- Joined
- May 2, 2002
- Professional Status
- Certified General Appraiser
- State
- Arkansas
Depends upon the well and the regulations. I know places in Colorado where a well was drilled and it was $1,000 - 40' deep but a meter had to be put on it and paid a monthly water bill to the water district. Here, a 300' well often works and costs about $8000 or so to complete. But some parts of the county a 100' well works and cost less than half that. Out in the delta there are places you can drive a perforated pipe 30' into the ground from the back of your pickup bed and have plenty of water. Our poultry farms often drill to the Roubidoux Formation 2,500' or so, and those can cost $60k easy plus, the farmer has to install 80,000 gallons of storage - big plastic tanks. and a specialized pump to provide steady pressure to the chicken houses. Plus, they often need a filter to get rid of the sulphury taste. Ditto where some wells encounter natural gas in the water.I'd say you got off pretty cheap compared to either drilling a new well (if necessary and if they let you) and compared to a lot of other locations.

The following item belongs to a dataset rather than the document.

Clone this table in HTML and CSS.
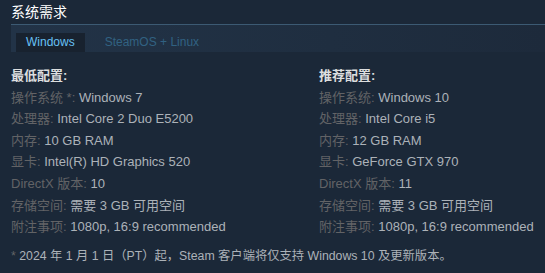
FILE: index.html
```html
<!DOCTYPE html>
<html lang="zh-CN">
<head>
<meta charset="utf-8">
<link rel="stylesheet" href="styles.css">
</head>
<body>
<div class="sysreq">
  <h2 class="title">系统需求</h2>
  <div class="tabs">
    <div class="tab active">Windows</div>
    <div class="tab">SteamOS + Linux</div>
  </div>
  <div class="cols">
    <ul class="col">
      <li class="head">最低配置:</li>
      <li><span class="lbl">操作系统 *:</span> Windows 7</li>
      <li><span class="lbl">处理器:</span> Intel Core 2 Duo E5200</li>
      <li><span class="lbl">内存:</span> 10 GB RAM</li>
      <li><span class="lbl">显卡:</span> Intel(R) HD Graphics 520</li>
      <li><span class="lbl">DirectX 版本:</span> 10</li>
      <li><span class="lbl">存储空间:</span> 需要 3 GB 可用空间</li>
      <li><span class="lbl">附注事项:</span> 1080p, 16:9 recommended</li>
    </ul>
    <ul class="col">
      <li class="head">推荐配置:</li>
      <li><span class="lbl">操作系统:</span> Windows 10</li>
      <li><span class="lbl">处理器:</span> Intel Core i5</li>
      <li><span class="lbl">内存:</span> 12 GB RAM</li>
      <li><span class="lbl">显卡:</span> GeForce GTX 970</li>
      <li><span class="lbl">DirectX 版本:</span> 11</li>
      <li><span class="lbl">存储空间:</span> 需要 3 GB 可用空间</li>
      <li><span class="lbl">附注事项:</span> 1080p, 16:9 recommended</li>
    </ul>
  </div>
  <p class="note"><span class="star">*</span> 2024 年 1 月 1 日（PT）起，Steam 客户端将仅支持 Windows 10 及更新版本。</p>
</div>
</body>
</html>
```
FILE: styles.css
```css
html, body {
  margin: 0;
  padding: 0;
  background: #1b2838;
}
body {
  font-family: Arial, "Liberation Sans", "Noto Sans CJK SC", sans-serif;
  font-size: 13px;
  color: #acb2b8;
  width: 545px;
  height: 273px;
  overflow: hidden;
}
.sysreq {
  padding-left: 11px;
}
.title {
  margin: 0;
  height: 24px;
  line-height: 24px;
  font-size: 14px;
  font-weight: normal;
  color: #ffffff;
}
.tabs {
  border-top: 1px solid #3c5a73;
  height: 27px;
  background: linear-gradient(90deg, #223347 0%, #1f2e40 60%, #1d2a3b 100%);
  display: flex;
  align-items: flex-end;
  padding-left: 5px;
}
.tab {
  height: 19px;
  line-height: 19px;
  font-size: 12px;
  padding: 0 10px;
  color: #316282;
}
.tab.active {
  background: #18222f;
  color: #67c1f5;
}
.tab + .tab {
  margin-left: 10px;
}
.cols {
  display: grid;
  grid-template-columns: 308px 1fr;
  margin-top: 13px;
}
.col {
  list-style: none;
  margin: 0;
  padding: 0;
}
.col li {
  height: 21.6px;
  line-height: 21.6px;
  white-space: nowrap;
}
.col .head {
  color: #dcdedf;
  font-weight: bold;
}
.lbl {
  color: #626366;
}
.note {
  margin: 8px 0 0;
  font-size: 12.3px;
  line-height: 21.6px;
  white-space: nowrap;
}
.star {
  color: #626366;
}
```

And to me, the investment in a well beats paying X dollars every single month to the rural water district or town. So, the trade off is does the cost of the well exceed the ultimate cost of monthly payments. My well is 41 years old. Same pump, same pipes. I replaced the pressure tank once - bladder went kaput. Cost about $1,300 plus few hundred dollars in repairs over the years vs 492 payments and $1100 hook up fees. Plus my water does not taste like chlorine and alum.